First, kudos to Paul Walker for having an estate plan. Forbes listed this as lesson #4, but I think this is one of the most important takeaways from this tragic incident. He was 40 years old and in good health when he unexpectedly died. If he had procrastinated, or believed that estate planning was something that should be done later in life, it would have been too late. Mr. Walker gets extra credit because he prepared an estate plan in 2001 when he was only 28 years old. A 2011 study found that only 8% of Americans under the age of 35 have a last will, and that over 50% of Americans of all ages do not have a last will.

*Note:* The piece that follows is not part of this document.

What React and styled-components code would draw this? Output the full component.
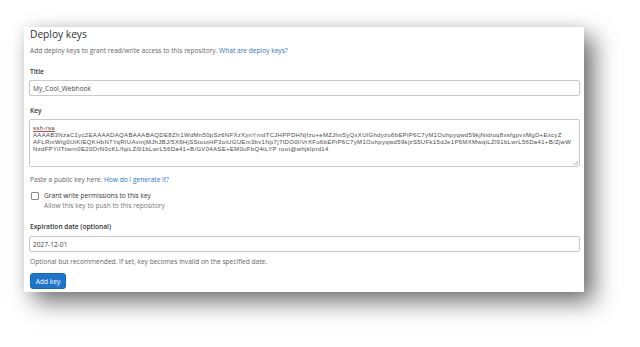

Second, Paul Walker left his assets in trust. One advantage of leaving assets in trust is that the deceased can dictate the terms under which the beneficiaries receive such assets. Many people do this to ensure their children won’t irresponsibly manage their inheritance if a parent dies when the children are still young. For example, the trust may state that one’s children may receive reasonable amounts from the trust for their health, maintenance, support, and education, and then the children may withdraw amounts from the trust at certain ages (for example, 1/3 of the trust at age 25, 1/3 at age 30, and the balance at age 35). We don’t know the terms of Mr. Walker’s trust because it’s not public record, however, imagine the alternative: his will could have left the remainder of his estate outright to his daughter. The result would have been that his daughter would inherit what was left of the $25 million after taxes and expenses on her 18th birthday. Working with a qualified estate planning attorney is immensely helpful in situations such as this as the attorney will assist you in tailoring a plan according to your circumstances and wishes.

Bottom line: don’t procrastinate, because you never know what life has in store.